After meeting Wednesday with all but one member of the Minnesota Board of Nursing, Gov. Mark Dayton supports the board’s view that it needs structural changes to improve its ability to discipline problem nurses.
“The governor felt the meetings were very constructive,” Dayton’s spokesman, Matt Swenson, said Wednesday. “He found the board members to be very diligent.”
Reacting to a Star Tribune investigative series that began in early October, the governor has previously criticized the board, saying it has been “asleep at the switch” and failed to use its authority to crack down on nurses who commit misconduct. The governor told the Star Tribune last month that he wanted to meet with board members before proposing any specific changes.
Dayton met with the members in three groups throughout the morning and early afternoon, avoiding any requirement that the meetings be open to the public.
Board President Deborah Haagenson said that during her meeting with the governor, there was no discussion of his past criticisms.
“He did not express any specific concerns,” she said. “I got the sense that he really wanted to listen and hear what our thoughts and perspectives were.
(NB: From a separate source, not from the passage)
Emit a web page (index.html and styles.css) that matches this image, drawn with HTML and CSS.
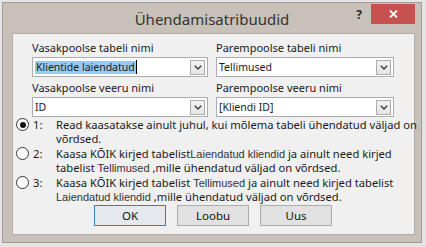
FILE: index.html
```html
<!DOCTYPE html>
<html lang="et">
<head>
<meta charset="utf-8">
<title>Ühendamisatribuudid</title>
<link rel="stylesheet" href="styles.css">
</head>
<body>
<div class="window">
  <div class="titlebar">
    <div class="spacer"></div>
    <div class="title">Ühendamisatribuudid</div>
    <div class="controls">
      <span class="help">?</span>
      <span class="close"><svg width="9" height="8" viewBox="0 0 9 8"><path d="M1 0.5 L8 7.5 M8 0.5 L1 7.5" stroke="#fff" stroke-width="1.8" fill="none"/></svg></span>
    </div>
  </div>
  <div class="client">
    <div class="fields">
      <div class="field">
        <div class="label">Vasakpoolse tabeli nimi</div>
        <div class="combo"><span class="value"><span class="sel">Klientide laiendatud</span><span class="caret"></span></span><span class="drop"><svg width="8" height="5" viewBox="0 0 8 5"><path d="M0.8 0.8 L4 4 L7.2 0.8" stroke="#3a3a3a" stroke-width="1.4" fill="none"/></svg></span></div>
      </div>
      <div class="field">
        <div class="label">Parempoolse tabeli nimi</div>
        <div class="combo"><span class="value">Tellimused</span><span class="drop"><svg width="8" height="5" viewBox="0 0 8 5"><path d="M0.8 0.8 L4 4 L7.2 0.8" stroke="#3a3a3a" stroke-width="1.4" fill="none"/></svg></span></div>
      </div>
      <div class="field">
        <div class="label">Vasakpoolse veeru nimi</div>
        <div class="combo"><span class="value">ID</span><span class="drop"><svg width="8" height="5" viewBox="0 0 8 5"><path d="M0.8 0.8 L4 4 L7.2 0.8" stroke="#3a3a3a" stroke-width="1.4" fill="none"/></svg></span></div>
      </div>
      <div class="field">
        <div class="label">Parempoolse veeru nimi</div>
        <div class="combo"><span class="value">[Kliendi ID]</span><span class="drop"><svg width="8" height="5" viewBox="0 0 8 5"><path d="M0.8 0.8 L4 4 L7.2 0.8" stroke="#3a3a3a" stroke-width="1.4" fill="none"/></svg></span></div>
      </div>
    </div>
    <div class="options">
      <div class="opt">
        <span class="radio checked"></span>
        <span class="num">1:</span>
        <span class="txt">Read kaasatakse ainult juhul, kui mõlema tabeli ühendatud väljad on<br>võrdsed.</span>
      </div>
      <div class="opt">
        <span class="radio"></span>
        <span class="num">2:</span>
        <span class="txt">Kaasa KÕIK kirjed tabelist<span class="tname">Laiendatud kliendid</span> ja ainult need kirjed<br>tabelist <span class="tname">Tellimused</span> ,mille ühendatud väljad on võrdsed.</span>
      </div>
      <div class="opt">
        <span class="radio"></span>
        <span class="num">3:</span>
        <span class="txt">Kaasa KÕIK kirjed tabelist <span class="tname">Tellimused</span> ja ainult need kirjed tabelist<br><span class="tname">Laiendatud kliendid</span> ,mille ühendatud väljad on võrdsed.</span>
      </div>
    </div>
    <div class="buttons">
      <button class="btn default">OK</button>
      <button class="btn">Loobu</button>
      <button class="btn">Uus</button>
    </div>
  </div>
</div>
</body>
</html>
```
FILE: styles.css
```css
html, body {
  margin: 0;
  padding: 0;
}
body {
  width: 426px;
  height: 247px;
  overflow: hidden;
  background: #e4e4e4;
  font-family: "Noto Sans", "Open Sans", sans-serif;
  font-size: 11px;
  color: #1a1a1a;
}
.window {
  margin: 2px 0 0 2px;
  width: 420px;
  height: 241px;
  box-sizing: border-box;
  border: 1px solid #a29c96;
  background: #c8c1b9;
  display: flex;
  flex-direction: column;
}
.titlebar {
  height: 30px;
  flex: none;
  display: grid;
  grid-template-columns: 1fr auto 1fr;
}
.title {
  font-size: 15px;
  color: #333;
  line-height: 30px;
  padding-top: 1px;
}
.controls {
  display: flex;
  justify-content: flex-end;
  align-items: flex-start;
}
.help {
  font-weight: bold;
  font-size: 12px;
  color: #2a2a2a;
  line-height: 14px;
  margin-top: 5px;
  margin-right: 9px;
}
.close {
  width: 44px;
  height: 20px;
  margin-top: 1px;
  margin-right: 6px;
  background: #c75050;
  display: flex;
  align-items: center;
  justify-content: center;
}
.client {
  margin: 0 6px 0 9px;
  height: 202px;
  flex: none;
  box-sizing: border-box;
  border: 1px solid #b3ada6;
  background: #f0f0f0;
}
.fields {
  display: grid;
  grid-template-columns: 176px 178px;
  column-gap: 8px;
  row-gap: 3px;
  margin: 6px 0 0 19px;
}
.label {
  line-height: 15px;
  margin-bottom: 2px;
  white-space: nowrap;
}
.combo {
  height: 20px;
  box-sizing: border-box;
  border: 1px solid #abadb3;
  background: #fff;
  display: flex;
  align-items: center;
}
.value {
  flex: 1;
  padding-left: 2px;
  white-space: nowrap;
  display: flex;
  align-items: center;
  font-size: 10.5px;
}
.sel {
  background: #99c9ef;
  line-height: 13px;
  padding: 0 1px;
}
.caret {
  width: 1px;
  height: 14px;
  background: #000;
}
.drop {
  width: 15px;
  height: 15px;
  box-sizing: border-box;
  border: 1px solid #acacac;
  background: linear-gradient(#f2f2f2, #e5e5e5);
  margin-right: 2px;
  margin-top: 1px;
  display: flex;
  align-items: center;
  justify-content: center;
}
.options {
  margin: 1px 0 0 3px;
  display: flex;
  flex-direction: column;
  gap: 1px;
}
.opt {
  display: flex;
  align-items: flex-start;
  line-height: 14px;
  font-size: 11.2px;
}
.radio {
  width: 13px;
  height: 13px;
  box-sizing: border-box;
  border: 1px solid #333;
  border-radius: 50%;
  background: #fff;
  margin-right: 4px;
  flex: none;
  display: flex;
  align-items: center;
  justify-content: center;
}
.radio.checked::after {
  content: "";
  width: 6px;
  height: 6px;
  border-radius: 50%;
  background: #111;
}
.num {
  width: 23px;
  flex: none;
}
.txt {
  white-space: nowrap;
}
.tname {
  font-family: "Liberation Sans", sans-serif;
  font-size: 11px;
  color: #333;
}
.buttons {
  display: flex;
  gap: 11px;
  margin: 1px 0 0 81px;
}
.btn {
  width: 72px;
  height: 21px;
  box-sizing: border-box;
  border: 1px solid #adadad;
  background: #e1e1e1;
  font-family: "Noto Sans", sans-serif;
  font-size: 11.5px;
  color: #111;
  padding: 0;
}
.btn.default {
  border-color: #3c7fb1;
  background: #e5e9ee;
}
```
He shared that ‘I can tell you really take your work seriously.’ ”
Swenson said the governor has not changed his position on his previous concerns.
“He’s not giving the board a clean bill of health,” Swenson said. “He’s not indicting them, either.”
The Minnesota Board of Nursing oversees the licenses of more than 115,000 nurses and is the state’s largest health licensing board. It has 16 members, 12 of them nurses, all of whom are appointed by the governor.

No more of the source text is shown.